### Stated goal
Locate the string "React" throughout the material and copy every line in which it occurs.

### Source data
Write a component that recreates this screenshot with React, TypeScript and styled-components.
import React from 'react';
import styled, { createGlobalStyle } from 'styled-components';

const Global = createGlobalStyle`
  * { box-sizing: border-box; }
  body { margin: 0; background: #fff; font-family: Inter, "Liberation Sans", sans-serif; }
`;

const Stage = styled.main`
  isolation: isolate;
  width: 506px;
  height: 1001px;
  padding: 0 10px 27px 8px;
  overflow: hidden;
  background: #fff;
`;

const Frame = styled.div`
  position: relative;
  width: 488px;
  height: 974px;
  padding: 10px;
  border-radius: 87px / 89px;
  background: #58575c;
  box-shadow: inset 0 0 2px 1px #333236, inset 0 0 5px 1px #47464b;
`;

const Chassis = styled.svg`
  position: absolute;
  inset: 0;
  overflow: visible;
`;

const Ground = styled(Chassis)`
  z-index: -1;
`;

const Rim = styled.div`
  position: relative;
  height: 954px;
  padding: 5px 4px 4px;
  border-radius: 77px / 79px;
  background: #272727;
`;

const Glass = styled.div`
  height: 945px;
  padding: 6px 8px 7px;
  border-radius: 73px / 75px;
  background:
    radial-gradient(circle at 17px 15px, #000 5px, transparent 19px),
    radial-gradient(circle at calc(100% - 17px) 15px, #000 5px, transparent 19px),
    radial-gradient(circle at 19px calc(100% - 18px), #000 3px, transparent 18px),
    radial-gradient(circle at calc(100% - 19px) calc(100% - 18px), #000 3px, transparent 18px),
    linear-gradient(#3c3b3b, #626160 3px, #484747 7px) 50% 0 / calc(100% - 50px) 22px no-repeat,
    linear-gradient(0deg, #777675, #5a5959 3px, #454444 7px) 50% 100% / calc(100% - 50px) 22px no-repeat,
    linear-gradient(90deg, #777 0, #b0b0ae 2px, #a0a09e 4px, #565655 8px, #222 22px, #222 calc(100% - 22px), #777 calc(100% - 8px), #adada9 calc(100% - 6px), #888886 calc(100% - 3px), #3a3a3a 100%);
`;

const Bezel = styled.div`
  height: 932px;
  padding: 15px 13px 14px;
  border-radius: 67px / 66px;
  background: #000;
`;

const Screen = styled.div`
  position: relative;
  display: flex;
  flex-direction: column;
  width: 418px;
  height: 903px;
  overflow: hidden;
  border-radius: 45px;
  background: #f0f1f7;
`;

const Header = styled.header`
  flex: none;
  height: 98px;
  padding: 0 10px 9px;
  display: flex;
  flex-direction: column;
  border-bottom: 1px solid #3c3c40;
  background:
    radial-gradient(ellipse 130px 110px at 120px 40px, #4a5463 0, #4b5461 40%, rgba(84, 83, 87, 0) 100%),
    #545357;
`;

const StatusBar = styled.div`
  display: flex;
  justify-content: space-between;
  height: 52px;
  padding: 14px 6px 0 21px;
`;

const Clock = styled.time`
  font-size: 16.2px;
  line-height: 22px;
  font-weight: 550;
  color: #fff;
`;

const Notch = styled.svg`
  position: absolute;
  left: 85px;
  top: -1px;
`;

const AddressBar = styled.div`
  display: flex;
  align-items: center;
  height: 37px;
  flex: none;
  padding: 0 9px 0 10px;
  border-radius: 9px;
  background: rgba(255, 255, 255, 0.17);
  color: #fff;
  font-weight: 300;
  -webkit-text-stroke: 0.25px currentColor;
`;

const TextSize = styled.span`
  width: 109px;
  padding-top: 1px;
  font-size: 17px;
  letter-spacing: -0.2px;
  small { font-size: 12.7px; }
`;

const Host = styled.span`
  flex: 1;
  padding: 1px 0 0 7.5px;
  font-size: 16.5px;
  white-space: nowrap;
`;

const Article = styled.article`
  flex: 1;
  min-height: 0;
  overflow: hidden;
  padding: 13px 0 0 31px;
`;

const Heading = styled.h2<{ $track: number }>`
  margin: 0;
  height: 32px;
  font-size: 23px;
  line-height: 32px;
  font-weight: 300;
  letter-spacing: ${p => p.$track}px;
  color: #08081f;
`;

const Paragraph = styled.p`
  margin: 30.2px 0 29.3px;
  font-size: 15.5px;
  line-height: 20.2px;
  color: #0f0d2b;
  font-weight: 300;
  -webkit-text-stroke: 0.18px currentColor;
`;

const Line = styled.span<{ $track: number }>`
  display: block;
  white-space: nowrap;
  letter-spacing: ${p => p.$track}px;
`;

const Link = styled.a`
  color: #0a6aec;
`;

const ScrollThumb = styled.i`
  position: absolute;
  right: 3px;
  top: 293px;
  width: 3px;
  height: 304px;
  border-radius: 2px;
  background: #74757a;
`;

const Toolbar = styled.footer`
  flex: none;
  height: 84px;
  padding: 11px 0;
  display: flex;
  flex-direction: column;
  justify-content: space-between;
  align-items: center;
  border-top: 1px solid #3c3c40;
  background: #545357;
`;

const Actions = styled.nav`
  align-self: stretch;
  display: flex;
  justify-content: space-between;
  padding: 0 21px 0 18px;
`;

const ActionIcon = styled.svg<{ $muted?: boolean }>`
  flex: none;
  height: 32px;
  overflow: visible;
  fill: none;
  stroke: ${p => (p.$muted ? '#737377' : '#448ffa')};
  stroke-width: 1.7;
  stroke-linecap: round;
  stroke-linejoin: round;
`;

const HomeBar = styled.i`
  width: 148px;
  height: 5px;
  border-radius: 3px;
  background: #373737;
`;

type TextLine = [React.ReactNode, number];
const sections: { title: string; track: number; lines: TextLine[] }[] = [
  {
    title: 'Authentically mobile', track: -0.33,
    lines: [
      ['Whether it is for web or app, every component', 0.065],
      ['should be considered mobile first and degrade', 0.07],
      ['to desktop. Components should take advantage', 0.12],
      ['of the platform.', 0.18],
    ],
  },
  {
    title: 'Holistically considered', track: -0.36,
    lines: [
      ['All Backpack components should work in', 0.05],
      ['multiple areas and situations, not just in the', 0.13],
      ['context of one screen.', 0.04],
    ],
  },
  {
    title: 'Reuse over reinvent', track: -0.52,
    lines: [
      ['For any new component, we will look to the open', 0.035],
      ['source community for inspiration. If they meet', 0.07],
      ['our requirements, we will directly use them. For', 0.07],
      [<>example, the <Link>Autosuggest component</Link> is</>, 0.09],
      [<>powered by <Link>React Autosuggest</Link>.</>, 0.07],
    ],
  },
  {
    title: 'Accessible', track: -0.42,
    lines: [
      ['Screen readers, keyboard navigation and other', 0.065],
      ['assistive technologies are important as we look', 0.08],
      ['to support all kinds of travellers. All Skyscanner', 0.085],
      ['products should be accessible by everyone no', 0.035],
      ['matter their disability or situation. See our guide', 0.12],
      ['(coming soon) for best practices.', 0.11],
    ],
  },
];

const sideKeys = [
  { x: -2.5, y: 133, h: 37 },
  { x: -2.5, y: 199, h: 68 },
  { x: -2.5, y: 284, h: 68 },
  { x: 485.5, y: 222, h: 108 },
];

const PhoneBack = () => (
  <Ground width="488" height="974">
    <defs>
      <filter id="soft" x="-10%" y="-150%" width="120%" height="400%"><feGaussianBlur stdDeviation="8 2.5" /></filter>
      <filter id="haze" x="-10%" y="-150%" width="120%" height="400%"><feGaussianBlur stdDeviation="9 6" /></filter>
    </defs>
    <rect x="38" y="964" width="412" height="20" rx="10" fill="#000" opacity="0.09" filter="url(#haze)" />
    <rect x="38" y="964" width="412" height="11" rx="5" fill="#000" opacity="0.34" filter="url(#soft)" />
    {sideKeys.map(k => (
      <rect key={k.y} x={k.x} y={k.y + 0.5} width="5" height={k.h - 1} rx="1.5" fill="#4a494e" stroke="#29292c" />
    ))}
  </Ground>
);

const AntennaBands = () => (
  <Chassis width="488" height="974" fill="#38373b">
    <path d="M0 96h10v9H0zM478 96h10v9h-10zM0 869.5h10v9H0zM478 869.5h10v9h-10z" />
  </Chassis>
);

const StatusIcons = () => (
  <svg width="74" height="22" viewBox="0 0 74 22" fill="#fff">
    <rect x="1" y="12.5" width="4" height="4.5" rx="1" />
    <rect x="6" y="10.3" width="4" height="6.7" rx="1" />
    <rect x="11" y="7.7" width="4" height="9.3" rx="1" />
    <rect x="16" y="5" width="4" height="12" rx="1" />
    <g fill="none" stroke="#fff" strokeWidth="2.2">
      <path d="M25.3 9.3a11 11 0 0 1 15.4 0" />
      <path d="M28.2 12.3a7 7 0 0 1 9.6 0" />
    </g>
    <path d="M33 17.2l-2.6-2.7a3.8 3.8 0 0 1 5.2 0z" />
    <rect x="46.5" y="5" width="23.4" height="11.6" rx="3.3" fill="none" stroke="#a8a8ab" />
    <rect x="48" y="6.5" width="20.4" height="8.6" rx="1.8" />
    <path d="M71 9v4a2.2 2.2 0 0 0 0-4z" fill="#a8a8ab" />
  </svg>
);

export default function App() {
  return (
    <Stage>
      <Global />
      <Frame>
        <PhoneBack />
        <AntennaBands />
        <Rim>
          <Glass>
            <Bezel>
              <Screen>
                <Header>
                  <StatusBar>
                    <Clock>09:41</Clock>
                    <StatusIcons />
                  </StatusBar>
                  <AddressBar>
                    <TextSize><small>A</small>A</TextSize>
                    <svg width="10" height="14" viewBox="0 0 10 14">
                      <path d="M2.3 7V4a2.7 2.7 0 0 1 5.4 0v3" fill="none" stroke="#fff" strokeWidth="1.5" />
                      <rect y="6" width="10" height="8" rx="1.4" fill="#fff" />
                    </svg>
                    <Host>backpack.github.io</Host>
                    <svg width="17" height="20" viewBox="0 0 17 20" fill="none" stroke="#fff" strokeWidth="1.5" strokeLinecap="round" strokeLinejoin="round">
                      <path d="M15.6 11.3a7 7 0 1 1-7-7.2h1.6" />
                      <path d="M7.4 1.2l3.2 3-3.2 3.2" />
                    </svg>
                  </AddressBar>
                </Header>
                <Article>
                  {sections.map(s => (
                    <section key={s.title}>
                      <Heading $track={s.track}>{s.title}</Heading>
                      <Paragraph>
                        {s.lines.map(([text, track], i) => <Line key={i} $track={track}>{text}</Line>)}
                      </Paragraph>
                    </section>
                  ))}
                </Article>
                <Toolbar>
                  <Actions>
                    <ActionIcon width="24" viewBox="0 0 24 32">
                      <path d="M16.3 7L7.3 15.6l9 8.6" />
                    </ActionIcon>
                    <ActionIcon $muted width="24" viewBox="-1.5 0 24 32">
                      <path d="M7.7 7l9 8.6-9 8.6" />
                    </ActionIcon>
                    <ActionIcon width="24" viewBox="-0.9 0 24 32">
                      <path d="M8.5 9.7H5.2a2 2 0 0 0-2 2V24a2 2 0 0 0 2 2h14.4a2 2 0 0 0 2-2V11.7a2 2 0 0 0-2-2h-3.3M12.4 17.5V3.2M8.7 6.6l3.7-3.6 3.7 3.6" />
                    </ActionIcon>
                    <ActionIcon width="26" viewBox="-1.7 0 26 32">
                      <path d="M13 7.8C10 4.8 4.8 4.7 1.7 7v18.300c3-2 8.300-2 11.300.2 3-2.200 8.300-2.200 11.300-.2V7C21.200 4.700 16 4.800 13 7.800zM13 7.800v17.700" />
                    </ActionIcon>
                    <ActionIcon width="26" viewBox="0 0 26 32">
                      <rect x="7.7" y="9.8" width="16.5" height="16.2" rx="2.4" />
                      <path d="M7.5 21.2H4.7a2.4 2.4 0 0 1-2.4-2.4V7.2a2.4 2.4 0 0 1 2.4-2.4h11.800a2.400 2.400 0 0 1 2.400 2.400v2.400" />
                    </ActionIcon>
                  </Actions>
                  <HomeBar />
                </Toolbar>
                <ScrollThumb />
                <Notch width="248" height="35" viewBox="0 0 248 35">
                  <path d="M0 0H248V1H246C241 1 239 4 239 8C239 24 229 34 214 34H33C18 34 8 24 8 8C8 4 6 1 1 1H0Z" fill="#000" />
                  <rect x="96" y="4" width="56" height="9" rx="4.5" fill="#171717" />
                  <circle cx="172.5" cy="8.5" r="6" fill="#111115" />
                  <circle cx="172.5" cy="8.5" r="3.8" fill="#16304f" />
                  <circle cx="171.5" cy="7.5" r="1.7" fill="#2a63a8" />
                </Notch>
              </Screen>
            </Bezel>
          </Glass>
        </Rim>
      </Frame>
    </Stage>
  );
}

### Written solution
Write a component that recreates this screenshot with React, TypeScript and styled-components.
import React from 'react';
type TextLine = [React.ReactNode, number];
      [<>powered by <Link>React Autosuggest</Link>.</>, 0.07],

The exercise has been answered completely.